Vlaar v van der Lubbe [2016] NZHC 2398

An executor was removed who had refused to work constructively with his co-executor. The Court held that there was such a level of hostility and mistrust between the beneficiaries and the executor that it stood in the way of progressing the administration of the estate.

Bell v Bell [2016] NZHC 1589

Where there was a complete breakdown in the relationship between the executor and her co-executors preventing the progression of the administration of the estate, the Court made an order removing one of the executors.

Bupa Care Services NZ Ltd v Gillibrand [2013] NZHC 2086

Before passing away the deceased had resided in a Bupa rest home. Bupa was owed money by the estate. The main asset of the estate was a debt owed to the estate by the deceased’s son. The son, who was the executor of the estate, blamed Bupa for his father’s death. He refused to pay the debt due to Bupa on that basis.

The Court held that the executor was required to conduct a dispassionate review of information coming into his possession when determining if a claim against the estate should be accepted. It was clear that the executor was influenced in his decision-making by the desire not to pay any money out of the estate, which was halting the proper administration of the estate. The executor did not bring an independent mind to the question of whether the debt was valid. The Court accordingly made an order removing the executor.

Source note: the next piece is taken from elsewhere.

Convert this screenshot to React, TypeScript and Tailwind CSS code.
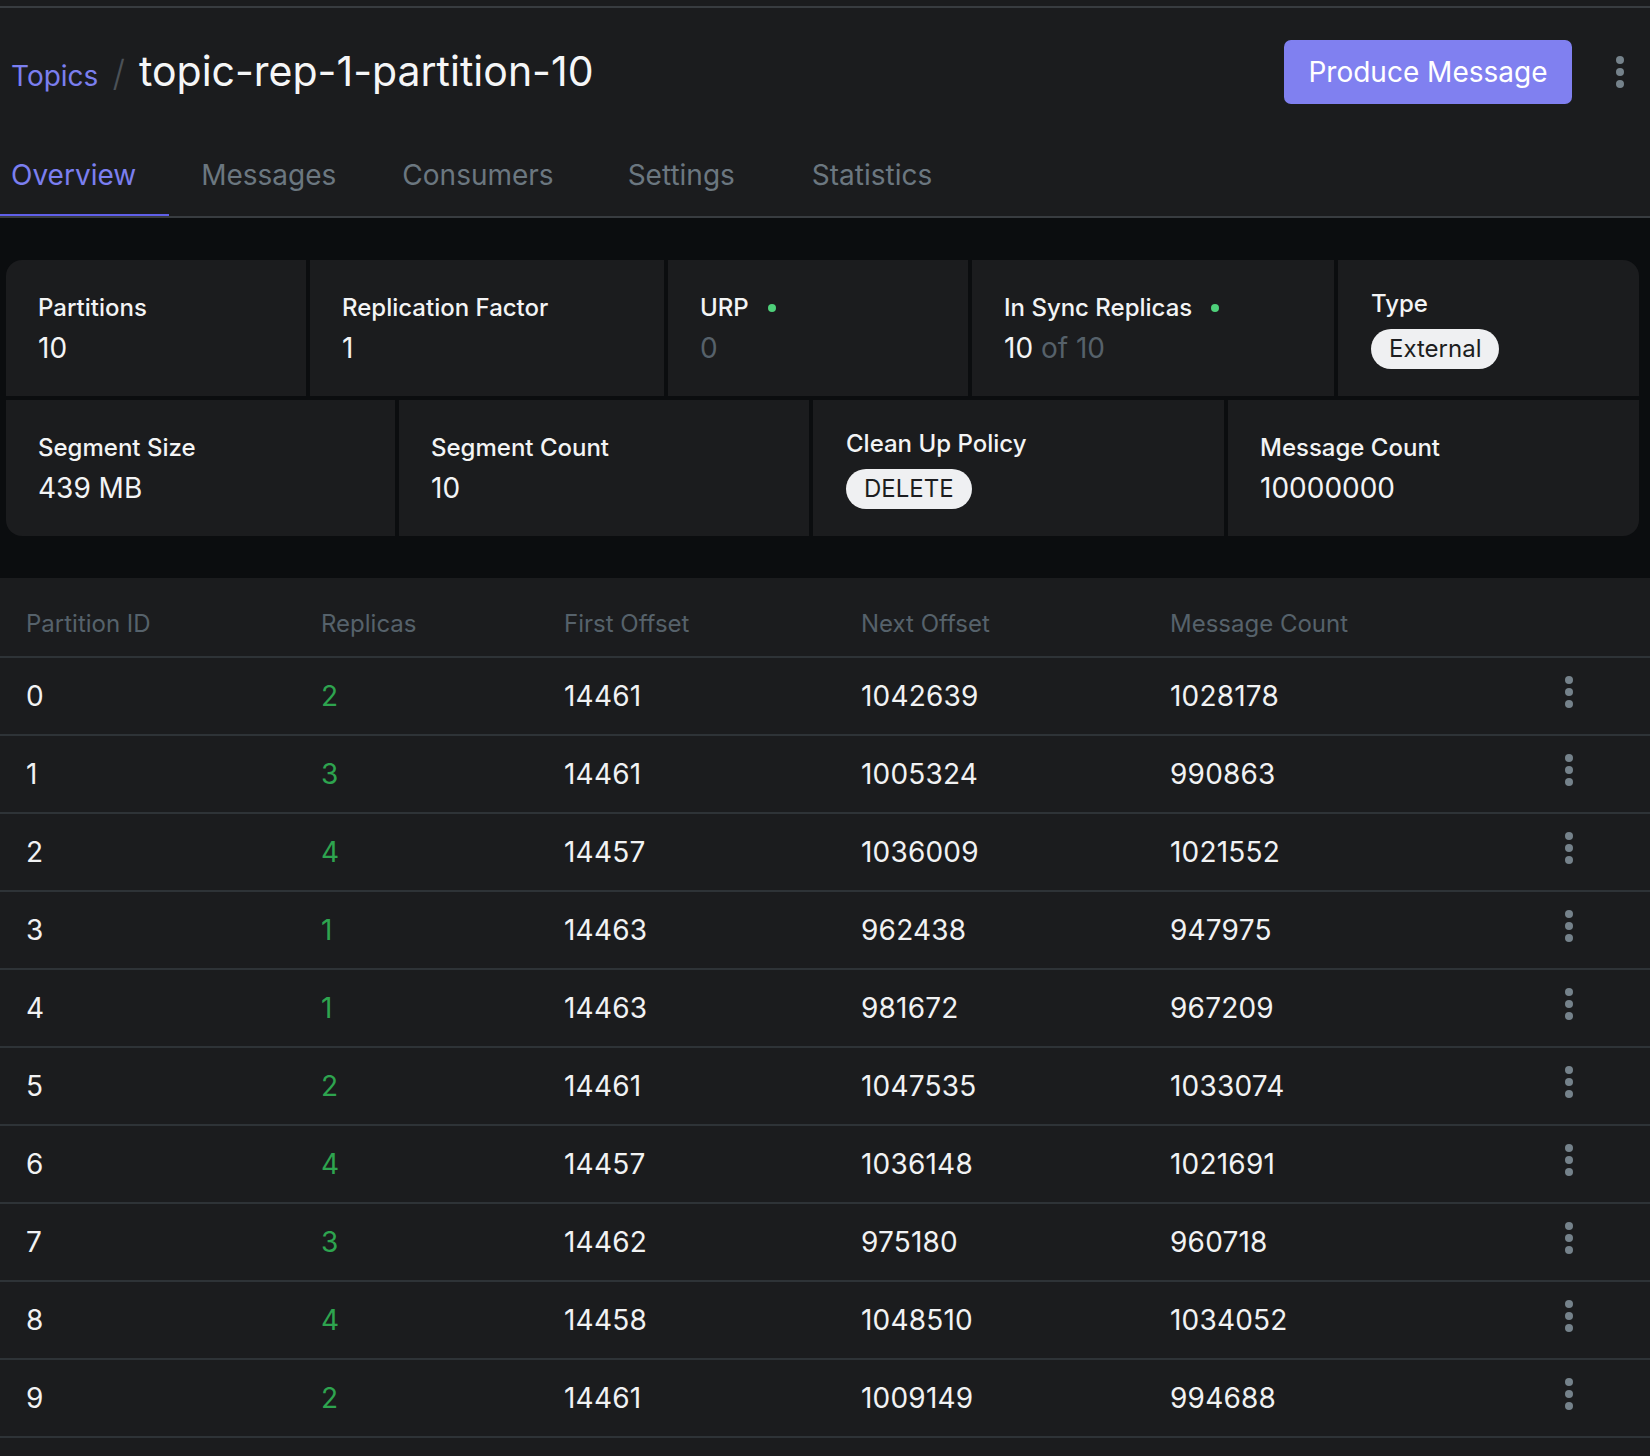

Farquhar v Nunns [2013] NZHC 1670

The deceased had left his entire estate to his daughters, who were also the executors of his will. The deceased’s wife had brought a claim against the estate claiming an equitable or relationship property entitlement to land. The daughters opposed the wife’s claim and the wife applied to have the daughters removed as executors. The Court declined to remove the daughters as executors, stating that they had a duty to protect the assets of the estate, they were entitled to take a robust approach in defending the claim by the widow, and they had put forward cogent reasons why the claim was opposed. The Court rejected the widow’s claim that the daughters were exhibiting a degree of hostility towards her.